In die Beurteilung, ob dem Mieter Räumungsschutz zu gewähren ist, sind auch schwerwiegende gesundheitliche Risiken einzubeziehen, die aus einem Wechsel der gewohnten Umgebung resultieren können.[4] Lässt die Zwangsräumung einen nicht abwendbaren schwerwiegenden Eingriff in das Recht des Mieters oder seiner in der Wohnung lebenden Angehörigen auf Leben und/oder körperliche Unversehrtheit befürchten und wiegen Mieterinteressen im konkreten Fall wesentlich schwerer als Vermieterbelange, begründet die Zwangsmaßnahme eine sittenwidrige Härte.[5] Die Räumungsvollstreckung ist dann zumindest zeitweilig einzustellen.[6] In besonders gelagerten Einzelfällen kann zum Schutz des lebensbedrohten oder gesundheitsgefährdeten Mieters auch die Einstellung der Zwangsräumung für einen längeren Zeitraum erfolgen[7], in absoluten Ausnahmefällen gar auf unbegrenzte Zeit.[8]

Schwangerschaft

Räumungsschutz wird selbstverständlich bei unmittelbar bevorstehender Entbindung gewährt.[9] Grundsätzlich ist der Mieterin 6 Wochen vor und 8 Wochen nach dem Entbindungstermin Räumungsschutz zu gewähren.[10] Dies gilt auch unabhängig von diesen zeitlichen Grenzen, wenn die Gefahr einer Fehlgeburt besteht.

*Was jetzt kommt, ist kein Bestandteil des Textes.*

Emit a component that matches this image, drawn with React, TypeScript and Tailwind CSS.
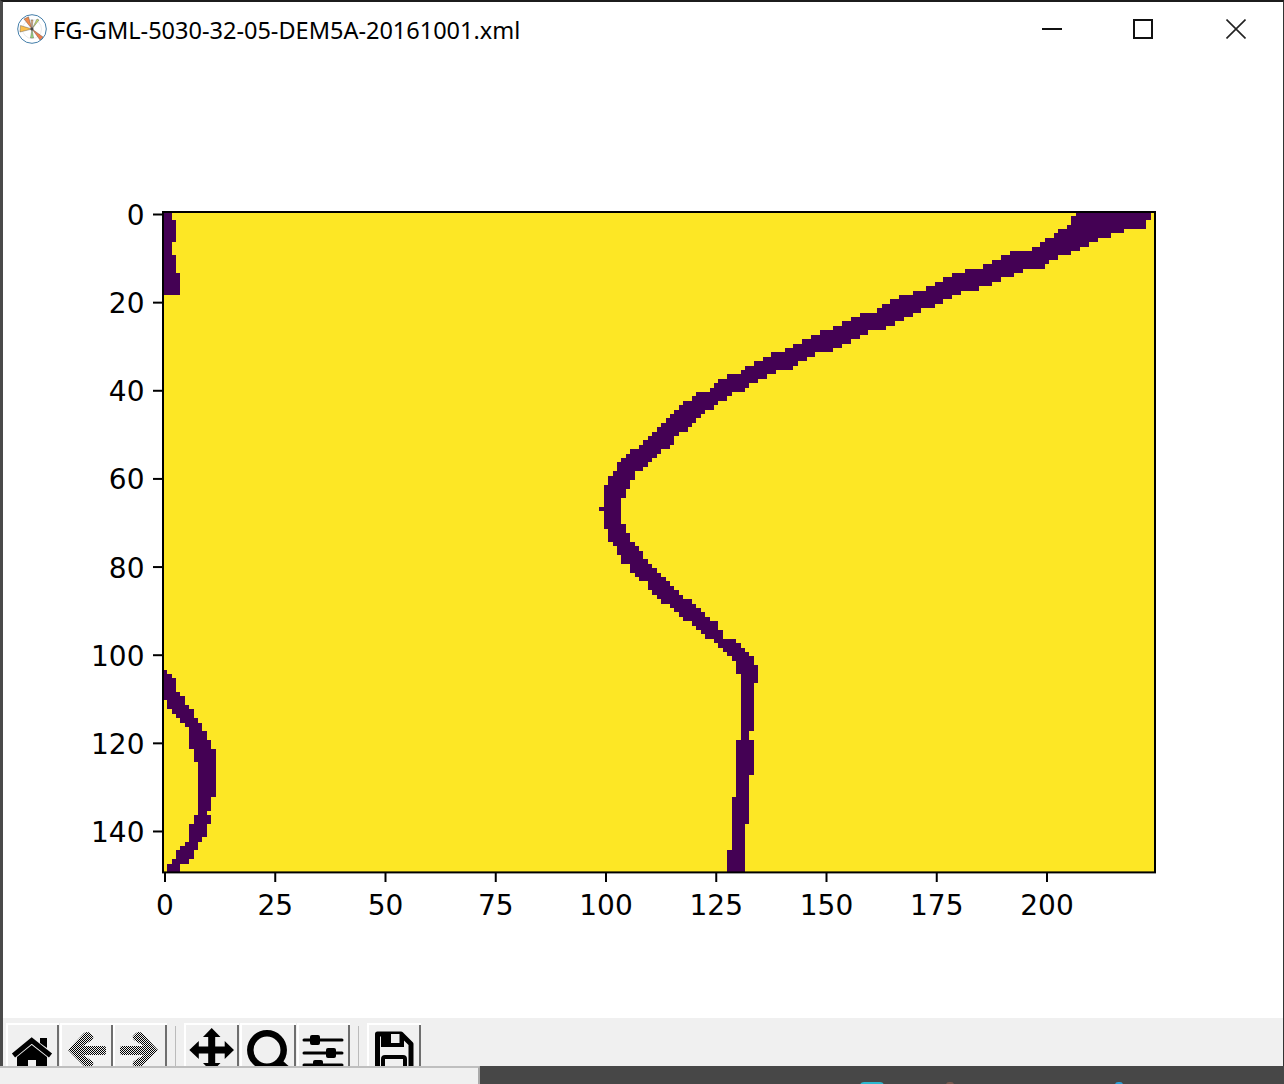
const MAIN: [number, number, number, number][] = [
  [0,0,207,224],[1,1,206,224],[2,2,206,223],[3,3,205,223],[4,4,203,218],[5,5,202,215],[6,6,200,212],[7,7,199,210],[8,8,197,208],
  [9,9,192,206],[10,10,190,203],[11,11,188,201],[12,12,186,200],[13,13,182,195],[14,14,179,193],[15,15,177,190],[16,16,175,188],
  [17,17,173,185],[18,18,170,181],[19,19,167,179],[20,20,165,177],[21,21,163,175],[22,22,162,172],[23,23,158,170],[24,24,156,168],
  [25,25,154,166],[26,26,152,164],[27,27,149,160],[28,28,147,158],[29,29,145,156],[30,30,143,154],[31,31,141,152],[32,32,138,148],
  [33,33,136,146],[34,34,134,144],[35,35,132,143],[36,36,131,139],[37,37,128,137],[38,38,126,135],[39,39,125,133],[40,40,124,132],
  [41,41,121,129],[42,42,120,128],[43,43,118,126],[44,44,117,125],[45,45,116,123],[46,46,115,122],[47,47,114,121],[48,48,113,120],[49,49,112,119],
  [50,50,111,117],[51,51,110,116],[52,52,109,116],[53,53,108,115],[54,54,106,113],[55,55,105,112],[56,56,104,111],[57,57,103,110],
  [58,58,103,109],[59,59,102,107],[60,60,101,107],[61,61,101,106],[62,62,100,106],[63,64,100,105],[65,66,100,104],[67,67,99,104],
  [68,70,100,104],[71,71,100,105],[72,72,101,105],[73,74,101,106],[75,75,102,107],[76,76,103,108],[77,77,103,109],[78,78,104,109],
  [79,79,104,110],[80,80,106,111],[81,81,106,112],[82,82,107,113],[83,83,108,114],[84,84,110,115],[85,85,110,116],[86,86,111,117],
  [87,87,112,118],[88,88,113,120],[89,89,115,121],[90,90,116,122],[91,91,117,123],[92,92,118,124],[93,93,120,126],[94,94,121,126],
  [95,95,122,127],[96,96,123,127],[97,97,125,130],[98,98,126,131],[99,99,127,132],[100,100,128,133],[101,101,129,134],[102,102,130,134],
  [103,104,130,135],[105,106,131,135],[107,117,131,134],[118,119,131,133],[120,127,130,134],[128,132,130,133],[133,138,129,133],
  [139,144,129,132],[145,149,128,132],
];
const TOP_LEFT: [number, number, number, number][] = [
  [0,1,0,2],[2,6,0,3],[7,9,0,2],[10,13,0,3],[14,18,0,4],
];
const BOTTOM_LEFT: [number, number, number, number][] = [
  [104,104,0,1],[105,105,0,2],[106,108,0,3],[109,109,0,4],[110,110,0,5],[111,111,1,5],[112,112,1,6],[113,113,2,7],[114,114,3,7],
  [115,115,4,8],[116,116,5,9],[117,117,6,9],[118,119,6,10],[120,121,6,11],[122,124,7,12],[125,132,8,12],[133,135,8,11],[136,136,8,10],
  [137,138,7,11],[139,141,6,10],[142,142,6,9],[143,143,5,8],[144,144,4,8],[145,146,3,7],[147,147,2,6],[148,149,1,4],
];
const cx = (c: number) => Math.round(162.8 + 4.41 * c);
const cy = (r: number) => Math.round(211.3 + 4.407 * r);
const spansPath = [...MAIN, ...TOP_LEFT, ...BOTTOM_LEFT]
  .map(([r0, r1, a, b]) => `M${cx(a)} ${cy(r0)}H${cx(b)}V${cy(r1 + 1)}H${cx(a)}Z`)
  .join("");

const X_TICKS = [0, 25, 50, 75, 100, 125, 150, 175, 200];
const Y_TICKS = [0, 20, 40, 60, 80, 100, 120, 140];
const xPos = (v: number) => 165 + 4.41 * v;
const yPos = (v: number) => 214.5 + 4.407 * v;
const FONT = "'DejaVu Sans', sans-serif";

function Figure() {
  return (
    <svg viewBox="3 56 1280 962" className="block w-[1280px] h-[962px]">
      <rect x="163" y="212" width="992" height="660.4" fill="#fde725" />
      <path d={spansPath} fill="#440154" shapeRendering="crispEdges" />
      <rect x="163" y="212" width="992" height="660.4" fill="none" stroke="#000" strokeWidth="2" />
      {Y_TICKS.map((v) => (
        <g key={v}>
          <line x1="153" x2="163" y1={yPos(v)} y2={yPos(v)} stroke="#000" strokeWidth="2" />
          <text x="144.5" y={yPos(v) + 10.5} textAnchor="end" fontSize="28" fontFamily={FONT} fill="#000">{v}</text>
        </g>
      ))}
      {X_TICKS.map((v) => (
        <g key={v}>
          <line x1={xPos(v)} x2={xPos(v)} y1="872" y2="882" stroke="#000" strokeWidth="2" />
          <text x={xPos(v)} y="915" textAnchor="middle" fontSize="28" fontFamily={FONT} fill="#000">{v}</text>
        </g>
      ))}
    </svg>
  );
}

function Logo() {
  return (
    <svg viewBox="0 0 30 30" className="w-[30px] h-[30px] shrink-0">
      <circle cx="15" cy="15" r="14.3" fill="#fff" stroke="#2f6f9f" strokeWidth="0.9" />
      <circle cx="15" cy="15" r="9.5" fill="none" stroke="#ccc" strokeWidth="0.4" />
      <path d="M15 15L7 5L11.5 2.8Z" fill="#f08a4b" stroke="#444" strokeWidth="0.4" />
      <path d="M15 15L3.5 11.5L3 18Z" fill="#fbbf4a" stroke="#444" strokeWidth="0.4" />
      <path d="M15 15L26 23L23 26Z" fill="#ee7b4a" stroke="#444" strokeWidth="0.4" />
      <path d="M15 15L20 5L22 6Z" fill="#c8e06a" stroke="#444" strokeWidth="0.4" />
      <path d="M15 15L13.5 24L16.5 24Z" fill="#9cdc82" stroke="#444" strokeWidth="0.4" />
      <path d="M15 15L14 6L16 6Z" fill="#f4b37a" stroke="#444" strokeWidth="0.4" />
      <circle cx="15" cy="15" r="1.6" fill="#444" />
    </svg>
  );
}

function TitleBar() {
  return (
    <div className="h-[54px] flex items-center bg-white">
      <div className="pl-[14px] flex items-center gap-[6px] flex-1 min-w-0">
        <Logo />
        <span className="mt-[3px] text-[23.5px] leading-none text-black whitespace-nowrap" style={{ fontFamily: "'Noto Sans', sans-serif" }}>
          FG-GML-5030-32-05-DEM5A-20161001.xml
        </span>
      </div>
      <div className="flex items-center h-full pr-[1px]">
        <div className="w-[88px] flex justify-center">
          <div className="w-[20px] h-[2px] bg-[#111]" />
        </div>
        <div className="w-[94px] flex justify-center">
          <div className="w-[20px] h-[20px] border-2 border-[#111]" />
        </div>
        <div className="w-[92px] flex justify-center">
          <svg viewBox="0 0 20 20" className="w-[20px] h-[20px]">
            <path d="M0.5 0.5L19.5 19.5M19.5 0.5L0.5 19.5" stroke="#222" strokeWidth="1.6" />
          </svg>
        </div>
      </div>
    </div>
  );
}

function ToolButton({ x, w, children, className }: { x: number; w: number; children: React.ReactNode; className?: string }) {
  return (
    <div className={`h-[43px] overflow-hidden shrink-0 shadow-[inset_2px_2px_0_#fff,inset_-2px_0_0_#6e6e6e] ${className ?? ""}`} style={{ width: w }}>
      <svg viewBox={`${x} 1023 ${w} 43`} width={w} height={43} className="block">
        {children}
      </svg>
    </div>
  );
}

function Toolbar() {
  return (
    <div className="h-[48px] bg-[#f0f0f0] flex items-start pl-[3px] pt-[5px]">
      <ToolButton x={6} w={53}>
        <path d="M13.5 1055.5L31.7 1040.5L50.5 1055.5" fill="none" stroke="#000" strokeWidth="5" />
        <path d="M40 1038H47V1048L40 1043Z" fill="#000" />
        <path d="M17 1057L31.7 1045L47 1057V1067H36V1060H28V1067H17Z" fill="#000" />
      </ToolButton>
      <ToolButton x={60} w={53} className="ml-[1px]">
        <defs>
          <pattern id="dither" width="2" height="2" patternUnits="userSpaceOnUse">
            <rect width="1" height="1" fill="#000" />
            <rect x="1" y="1" width="1" height="1" fill="#000" />
          </pattern>
        </defs>
        <path d="M68 1050L84 1033Q87.5 1031 90 1033L93 1036Q94 1038 92 1040L83 1046H104Q106 1046 106 1048V1053Q106 1055 104 1055H83L92 1061Q94 1063 93 1065L88 1070Z" fill="url(#dither)" />
      </ToolButton>
      <ToolButton x={113} w={54}>
        <path d="M158 1050L142 1033Q139 1031 136 1033L133 1036Q132 1038 134 1040L144 1046H122Q120 1046 120 1048V1053Q120 1055 122 1055H144L134 1061Q132 1063 133 1065L138 1070Z" fill="url(#dither)" />
      </ToolButton>
      <div className="w-[1px] h-[40px] mt-[3px] ml-[8px] bg-[#bbb] shrink-0" />
      <ToolButton x={184} w={55} className="ml-[8px]">
        <path d="M211.7 1028L220.5 1037H215.2V1046.5H224.7V1041L234 1050L224.7 1059V1053.5H215.2V1063H220.5L211.7 1072L203 1063H208.2V1053.5H198.8V1059L189.3 1050L198.8 1041V1046.5H208.2V1037H203Z" fill="#000" />
      </ToolButton>
      <ToolButton x={240} w={56} className="ml-[1px]">
        <circle cx="267" cy="1050" r="16.7" fill="none" stroke="#000" strokeWidth="6.5" />
        <path d="M279 1062L291 1073" stroke="#000" strokeWidth="7" />
      </ToolButton>
      <ToolButton x={297} w={53} className="ml-[1px]">
        <path d="M304 1040H342M304 1053H342M304 1065H342" stroke="#000" strokeWidth="3" strokeLinecap="round" />
        <rect x="310" y="1035" width="10" height="10" rx="2" fill="#000" />
        <rect x="326" y="1048" width="10" height="10" rx="2" fill="#000" />
        <rect x="313" y="1060" width="10" height="10" rx="2" fill="#000" />
      </ToolButton>
      <div className="w-[1px] h-[40px] mt-[3px] ml-[8px] bg-[#bbb] shrink-0" />
      <ToolButton x={367} w={54} className="ml-[8px]">
        <path d="M377.5 1034H401L411 1044V1070H377.5Z" fill="none" stroke="#000" strokeWidth="5" strokeLinejoin="round" />
        <path d="M381 1034H404V1047H381Z" fill="#000" />
        <rect x="391" y="1034" width="8.5" height="9" fill="#f0f0f0" />
        <rect x="383" y="1057" width="22" height="16" rx="2" fill="none" stroke="#000" strokeWidth="4" />
      </ToolButton>
    </div>
  );
}

export default function App() {
  return (
    <div className="w-[1284px] h-[1084px] overflow-hidden flex flex-col bg-white">
      <div className="h-[1066px] flex flex-col border-t-2 border-t-[#1c1c1c] border-l-[3px] border-l-[#4a4a4a] border-r border-r-[#333]">
        <TitleBar />
        <div className="flex-1 min-h-0 bg-white">
          <Figure />
        </div>
        <Toolbar />
      </div>
      <div className="h-[18px] flex">
        <div className="w-[480px] bg-[#f0f0f0] border-t-2 border-t-[#bfbfbf] border-r-2 border-r-[#aaa]" />
        <div className="relative flex-1 bg-[#474747] overflow-hidden">
          <div className="absolute left-[380px] top-[16px] w-[24px] h-[8px] rounded-full bg-[#2bb8d0]" />
          <div className="absolute left-[466px] top-[16px] w-[8px] h-[6px] rounded-full bg-[#7a5a50]" />
          <div className="absolute left-[635px] top-[16px] w-[8px] h-[6px] rounded-full bg-[#2a9fd8]" />
        </div>
      </div>
    </div>
  );
}
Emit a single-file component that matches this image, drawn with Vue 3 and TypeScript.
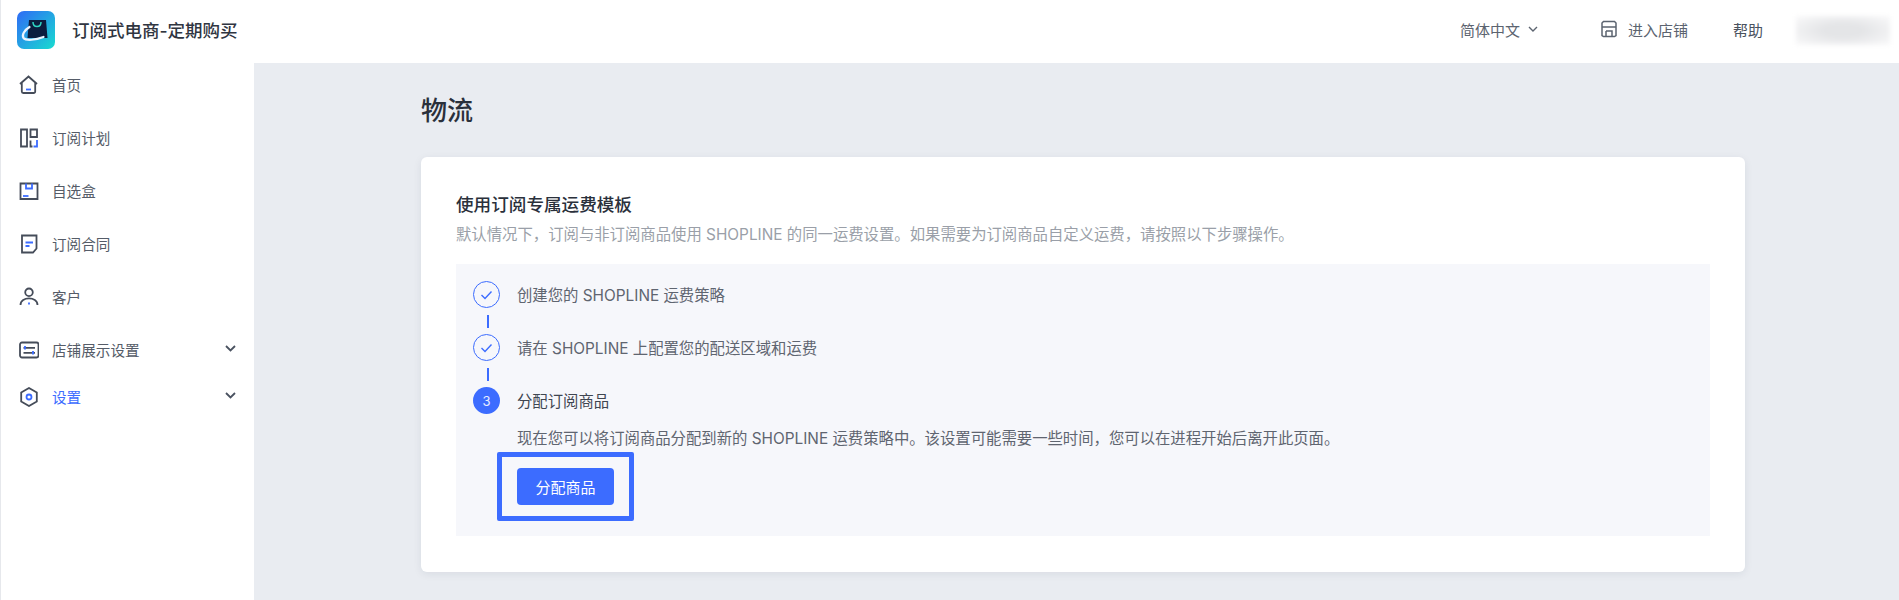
<template>
  <div class="app">
    <header class="topbar">
      <div class="brand">
        <svg class="logo" width="38" height="38" viewBox="0 0 38 38">
          <defs>
            <linearGradient id="logoBg" x1="0" y1="0" x2="1" y2="1">
              <stop offset="0" stop-color="#2f6bf6" />
              <stop offset="1" stop-color="#18dcd0" />
            </linearGradient>
          </defs>
          <rect width="38" height="38" rx="7" fill="url(#logoBg)" />
          <path d="M12 9h17l1.500 18H10.500z" fill="#0b1d3f" />
          <path d="M16 11c0 6 8 6 8 0" fill="none" stroke="#2fd6c4" stroke-width="1.500" />
          <path d="M12.500 16c-5 3-8 8-6 11 2.500 3 12 2 20-1" fill="none" stroke="#eaf4ff" stroke-width="2.200" stroke-linecap="round" />
        </svg>
        <span class="brand-name">订阅式电商-定期购买</span>
      </div>
      <div class="top-actions">
        <span class="lang">简体中文
          <svg width="10" height="6" viewBox="0 0 10 6" fill="none"><path d="M1 1l4 4 4-4" stroke="#5c6470" stroke-width="1.400" /></svg>
        </span>
        <span class="store">
          <svg width="18" height="18" viewBox="0 0 18 18" fill="none" stroke="#5c6470" stroke-width="1.500">
            <path d="M3.500 1.500h11l1.500 1.500v12.500l-1.500 1h-11l-1.500-1V3zM2 7h14" />
            <path d="M6 11h6v5.500M6 16.500V11" />
          </svg>
          进入店铺
        </span>
        <span class="help">帮助</span>
        <div class="account"></div>
      </div>
    </header>

    <div class="body">
      <nav class="sidebar">
        <a v-for="item in navItems" :key="item.label" class="nav-item" :class="{ active: item.active, tight: item.tight }">
          <svg class="nav-icon" width="20" height="20" viewBox="0 0 20 20" fill="none" stroke="#454c59" stroke-width="1.800">
            <path v-for="d in item.paths" :key="d" :d="d" />
            <path v-for="d in item.accents" :key="d" :d="d" stroke="#3c6cff" />
          </svg>
          <span class="nav-label">{{ item.label }}</span>
          <svg v-if="item.arrow" class="nav-arrow" width="11" height="7" viewBox="0 0 11 7" fill="none">
            <path d="M1 1l4.500 4.500L10 1" stroke="#4a5260" stroke-width="1.800" />
          </svg>
        </a>
      </nav>

      <main class="content">
        <h1 class="page-title">物流</h1>
        <section class="card">
          <h2 class="card-title">使用订阅专属运费模板</h2>
          <p class="card-desc">默认情况下，订阅与非订阅商品使用 SHOPLINE 的同一运费设置。如果需要为订阅商品自定义运费，请按照以下步骤操作。</p>
          <div class="panel">
            <div v-for="step in steps" :key="step" class="step">
              <div class="step-row">
                <span class="step-dot">
                  <svg width="13" height="10" viewBox="0 0 13 10" fill="none"><path d="M1.500 5l3.500 3.500 6.500-7" stroke="#3c6cff" stroke-width="1.400" /></svg>
                </span>
                <span class="step-text">{{ step }}</span>
              </div>
              <div class="step-line"></div>
            </div>
            <div class="step-row current">
              <span class="step-dot solid">3</span>
              <span class="step-text">分配订阅商品</span>
            </div>
            <div class="step-body">
              <p class="step-desc">现在您可以将订阅商品分配到新的 SHOPLINE 运费策略中。该设置可能需要一些时间，您可以在进程开始后离开此页面。</p>
              <div class="highlight">
                <button class="primary">分配商品</button>
              </div>
            </div>
          </div>
        </section>
      </main>
    </div>
  </div>
</template>

<script setup lang="ts">
interface NavItem {
  label: string
  paths: string[]
  accents: string[]
  arrow?: boolean
  active?: boolean
  tight?: boolean
}

const navItems: NavItem[] = [
  { label: '首页', paths: ['M1 9L9.500 1.500 18 9M2.800 7.500v9a1.500 1.500 0 0 0 1.500 1.500h10.400a1.500 1.500 0 0 0 1.500-1.500v-9'], accents: ['M7 14.500h5'] },
  { label: '订阅计划', paths: ['M2 1.500h6v17H2zM11.500 1.500h6.500v7.500h-6.500zM11.500 12.500v6h2'], accents: ['M18 12v6.500h-3.500'] },
  { label: '自选盒', paths: ['M1.500 2.500h17v15.500h-17z'], accents: ['M4 15h5.500', 'M7 2.500v5h6v-5'] },
  { label: '订阅合同', paths: ['M3 1.500h14.500v13l-3.500 4H3z'], accents: ['M6.500 8.500h7.500M6.500 12h4'] },
  { label: '客户', paths: ['M10 1.500a3.800 3.800 0 1 0 0 7.600a3.800 3.800 0 1 0 0-7.600zM1.500 18c0-8.800 17-8.800 17 0'], accents: ['M10 15.500v2'] },
  { label: '店铺展示设置', paths: ['M3 2.500h14.500a2 2 0 0 1 2 2v11a2 2 0 0 1-2 2H3a2 2 0 0 1-2-2v-11a2 2 0 0 1 2-2zM4.500 7.800h11.500M4.500 12.800h11.500'], accents: ['M6 6v3.500M14 11v3.500'], arrow: true },
  { label: '设置', paths: ['M10 1l7.800 4.500v9L10 19l-7.800-4.500v-9z'], accents: ['M10 7.500a2.500 2.500 0 1 0 0 5a2.500 2.500 0 1 0 0-5z'], arrow: true, active: true, tight: true },
]

const steps = ['创建您的 SHOPLINE 运费策略', '请在 SHOPLINE 上配置您的配送区域和运费']
</script>

<style>
html,
body {
  margin: 0;
  background: #e9ecf1;
}
</style>

<style scoped>
.app {
  height: 600px;
  overflow: hidden;
  display: flex;
  flex-direction: column;
  font-family: Inter, 'Noto Sans CJK SC', sans-serif;
  color: #2a303b;
  background: #e9ecf1;
}

/* top bar */
.topbar {
  height: 63px;
  flex-shrink: 0;
  display: flex;
  align-items: center;
  justify-content: space-between;
  background: #fff;
  border-left: 1px solid #e6e8ec;
  padding: 0 9px 3px 16px;
  box-sizing: border-box;
}
.brand {
  display: flex;
  align-items: center;
  gap: 17px;
}
.logo {
  display: block;
}
.brand-name {
  font-size: 17.500px;
  font-weight: 500;
  color: #2f3541;
  padding-bottom: 1px;
}
.top-actions {
  display: flex;
  align-items: center;
  font-size: 15px;
  color: #5c6470;
}
.lang {
  display: flex;
  align-items: center;
  gap: 8px;
  margin-right: 62px;
  padding-bottom: 2px;
}
.store {
  display: flex;
  align-items: center;
  gap: 10px;
  margin-right: 45px;
  padding-bottom: 2px;
}
.help {
  margin-right: 33px;
  padding-bottom: 2px;
  color: #4a5260;
}
.account {
  width: 94px;
  height: 29px;
  background: radial-gradient(ellipse at center, #e4e5e7 30%, #f7f7f8 90%);
  filter: blur(2px);
}

.body {
  flex: 1;
  display: flex;
  min-height: 0;
}

/* sidebar */
.sidebar {
  width: 254px;
  flex-shrink: 0;
  box-sizing: border-box;
  display: flex;
  flex-direction: column;
  gap: 9px;
  background: #fff;
  border-left: 1px solid #e6e8ec;
}
.nav-item {
  height: 44px;
  display: flex;
  align-items: center;
  padding: 0 18px;
  font-size: 14.600px;
  color: #555c68;
}
.nav-item.tight {
  margin-top: -6px;
}
.nav-item.active .nav-label {
  color: #3c6cff;
}
.nav-icon {
  flex-shrink: 0;
  margin-right: 13px;
}
.nav-label {
  flex: 1;
  padding-bottom: 2px;
}
.nav-arrow {
  margin-bottom: 3px;
}

/* content */
.content {
  flex: 1;
  min-width: 0;
  padding: 0 154px 0 167px;
}
.page-title {
  margin: 0;
  padding-top: 30px;
  height: 94px;
  box-sizing: border-box;
  font-size: 26px;
  line-height: 36px;
  font-weight: 500;
  color: #2a303b;
}
.card {
  height: 415px;
  box-sizing: border-box;
  padding: 36px 35px 0;
  background: #fff;
  border-radius: 6px;
  box-shadow: 0 2px 8px rgba(30, 40, 60, 0.08);
}
.card-title {
  margin: 0;
  font-size: 17.600px;
  line-height: 24px;
  font-weight: 500;
  color: #2a303b;
}
.card-desc {
  margin: 7px 0 0;
  font-size: 15.370px;
  line-height: 22px;
  color: #9a9fa8;
}
.panel {
  margin-top: 18px;
  height: 272px;
  box-sizing: border-box;
  padding: 17px 17px 0;
  background: #f6f7fb;
}
.step-row {
  display: flex;
  align-items: center;
  height: 27px;
}
.step-dot {
  width: 27px;
  height: 27px;
  box-sizing: border-box;
  flex-shrink: 0;
  border: 1.200px solid #3c6cff;
  border-radius: 50%;
  display: flex;
  align-items: center;
  justify-content: center;
  margin-right: 17px;
}
.step-dot.solid {
  background: #3c6cff;
  color: #e8eeff;
  font-size: 13px;
  border: 0;
}
.step-text {
  font-size: 15.370px;
  padding-bottom: 2px;
  color: #5f6570;
}
.current .step-text {
  color: #3f4651;
}
.step-line {
  width: 1.500px;
  height: 13px;
  margin: 7px 0 6px 14px;
  background: #3c6cff;
}
.step-body {
  padding-left: 44px;
}
.step-desc {
  margin: 14px 0 0;
  font-size: 15.370px;
  line-height: 22px;
  color: #5f6570;
}
.highlight {
  display: inline-block;
  margin: 2px 0 0 -20px;
  padding: 11px 15px;
  border: 5px solid #3c6cff;
  border-radius: 2px;
}
.primary {
  display: block;
  width: 97px;
  height: 37px;
  padding: 0;
  border: 0;
  border-radius: 4px;
  background: #3c6cff;
  color: #fff;
  font: inherit;
  font-size: 15px;
}
</style>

Kurzfristiger Ersatzwohnraum

Fehlender Ersatzwohn- oder Geschäftsraum stellt zunächst für sich allein keinen Grund für Räumungsschutz nach § 765a ZPO dar.[11] Räumungsschutz kann in all den Fällen gewährt werden, in denen der Mieter das Mietobjekt ohnehin bereits kurze Zeit nach dem Räumungstermin räumen kann, weil er Ersatzwohn- oder Geschäftsraum gefunden hat. Räumungsschutz kann aber auch über einen längeren Zeitraum gewährt werden, wenn der Mieter bei angespannter Lage auf dem Wohnungsmarkt und unter Einschaltung eines Maklers zwar eine Ersatzwohnung gefunden hat, diese aber erst nach mehreren Monaten beziehen kann[12] oder bis zu deren Bezugsfertigkeit in ein Obdachlosenheim ziehen müsste. Auch bei einer Familie mit 4 schulpflichtigen Kindern kann eine Räumung wenige Wochen vor Schuljahresende eine sittenwidrige Härte darstellen.[13]

Wird andererseits die Anmietung einer Ersatzwohnung verzögert und anschießend auch der Einzug nicht hinreichend betrieben, kann Räumungsschutz nicht verlangt werden.[14]